Sir Matthew Hale says: Among the many preferences which the laws of England have above others, the two principal ones are, the hereditary transmission of property and the trial by jury, which originated with the Jews, for, by the law of Moses, the succession in the descending line was to the sons, the oldest having a double portion. If the son died in his father's lifetime, the grandson heired the portion of his father. Trial by jury was first suggested in the administration of penal justice among the Jews. Such trials came off publicly in the gates of the city, and their judges were elders and Levites, taken from the general mass of the citizens. “A part of the common law, as it now stands, was first collected by Alfred [pg 115] the Great, youngest son of Athelwolf, or Ethelwolf, King of the West Saxons, who took the crown in 871. It is asserted by Sismondi, in his history of the fall of the Roman Empire, that when the above named prince caused a republication of the Saxon laws he inserted several laws taken from the Judaical ritual into his statutes to give new strength and cogency to the principles of morality. So it is a common thing in the early English reports to find frequent references to the Mosaic law. Sismondi also states that one of the first acts of the clergy under Pepin and Charlemagne, of France, was to introduce into the legislation of the Franks several of the Mosaic laws found in the books of Deuteronomy and Leviticus. It is truthfully said that the entire code of civil and judicial statutes throughout New England, and throughout the States first settled by the descendants of New England, were the judicial laws of God as they were delivered by Moses. From God himself one nation, and one only, received their laws, and they are worthy of being regarded as models for all succeeding ages. The learned Michaelis, who was professor of law in the University of Gottingen, says that a man who considers laws philosophically, who would survey them with the eye of a Montesquieu, would never overlook the laws of Moses.”

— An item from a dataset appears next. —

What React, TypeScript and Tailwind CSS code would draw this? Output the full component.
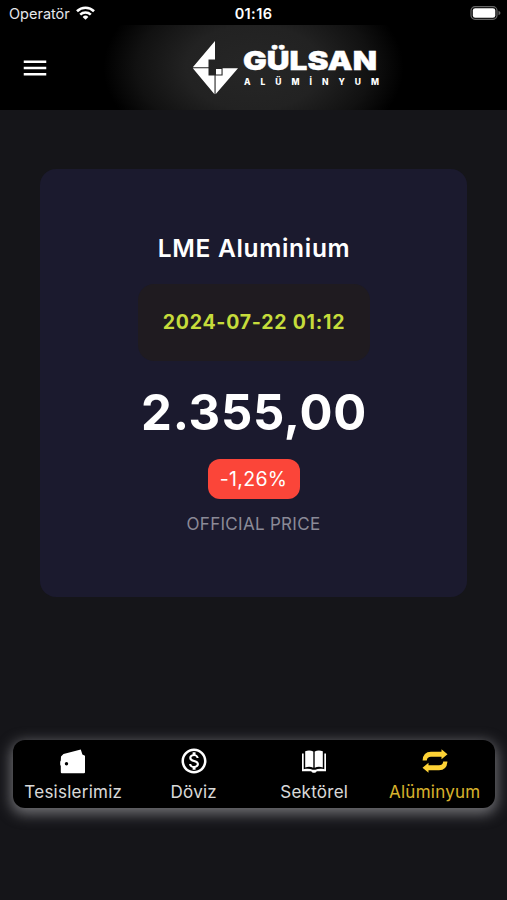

Goguet, in his learned treatise upon the origin of laws, says: The more we meditate on the laws of Moses the more we shall perceive their wisdom and inspiration. They alone have undergone no changes, amendments or retrenchments for more than three thousand years, while all others have been receiving amendments and additions.
Milman, in his history of the Jews, says: The Hebrew law-giver exercised a more extensive and permanent influence over the destinies of mankind than any other individual in the annals of the world. The late Fisher Ames, a distinguished statesman and jurist, said, “No man can be a sound lawyer who is not well read in the laws of Moses.” The seat of this law is the bosom of God, and her voice is the order, peace and happiness of the world.
Did Adam Fall Or Rise?
The old scholastic ideas of “total hereditary depravity, and miraculous conversion,” with their correllates, have driven more minds into doubt and skepticism than most of men are apprised of. The reasons are evident. First. Common sense shrinks from them as ideas which are destructive of every principle of human responsibility. Second. They are opposed to the testimony of consciousness which asserts the soul's freedom. Third. They are opposed to correct ideas of justice as it is administered in all governments, both human and divine.
“And the Lord God said, Behold, the man is become as one of us to know good and evil.” Our fathers, of Calvinistic type of faith, used to tell us that this language only asserted Adam's experience of conscious guilt; that he knew good before he transgressed, and had experimental knowledge of evil after he transgressed. This was the best they could do and save their Calvinism, and even this would not have saved it in the days of investigation like ours. The Lord did not say, “The man is become as one of us knowing good and evil,” but “the man is become as one of us to know good and evil.” The old view of the subject virtually says, The Lord had experimental knowledge of both good and evil, and that the way in which Adam became Godlike was the way of the transgressor. Then the greatest Godlikeness is the result of the greatest sinning. What nonsense! The Bible says: “And the eyes of them both were opened, and they knew they were naked; and they sewed fig leaves together and made themselves aprons.” The account also asserts that the “tree of knowledge of good and evil” was “a tree to be desired to make one wise.” Total depravity and its correllates could never have been found in this context. This history is not responsible for it, nor for the mischiefs it has produced.
The Heavenly Father knew, when he created man, that he would fail upon trial. To have prevented this would have been nothing short of an interference with man's freedom, [pg 117] and consequently his responsibility, without which he could not have been man. The Lord saw man in his alien state and in his return to holiness. He “made of one blood all nations of men to dwell upon all the face of the earth, and determined the times before appointed, and the bounds of their habitation, that they should seek the Lord.”—See Acts 17: 26. It was necessary that man should become as God to know good and evil in order that he might be continued upon trial in a world of good and evil. To this end the Divine Ruler placed in the test fruit, the fruit of the tree that was forbidden, a mental lever to endow man with wisdom as God to know good and evil, without which the man's responsibility in relation to good and evil could never have been.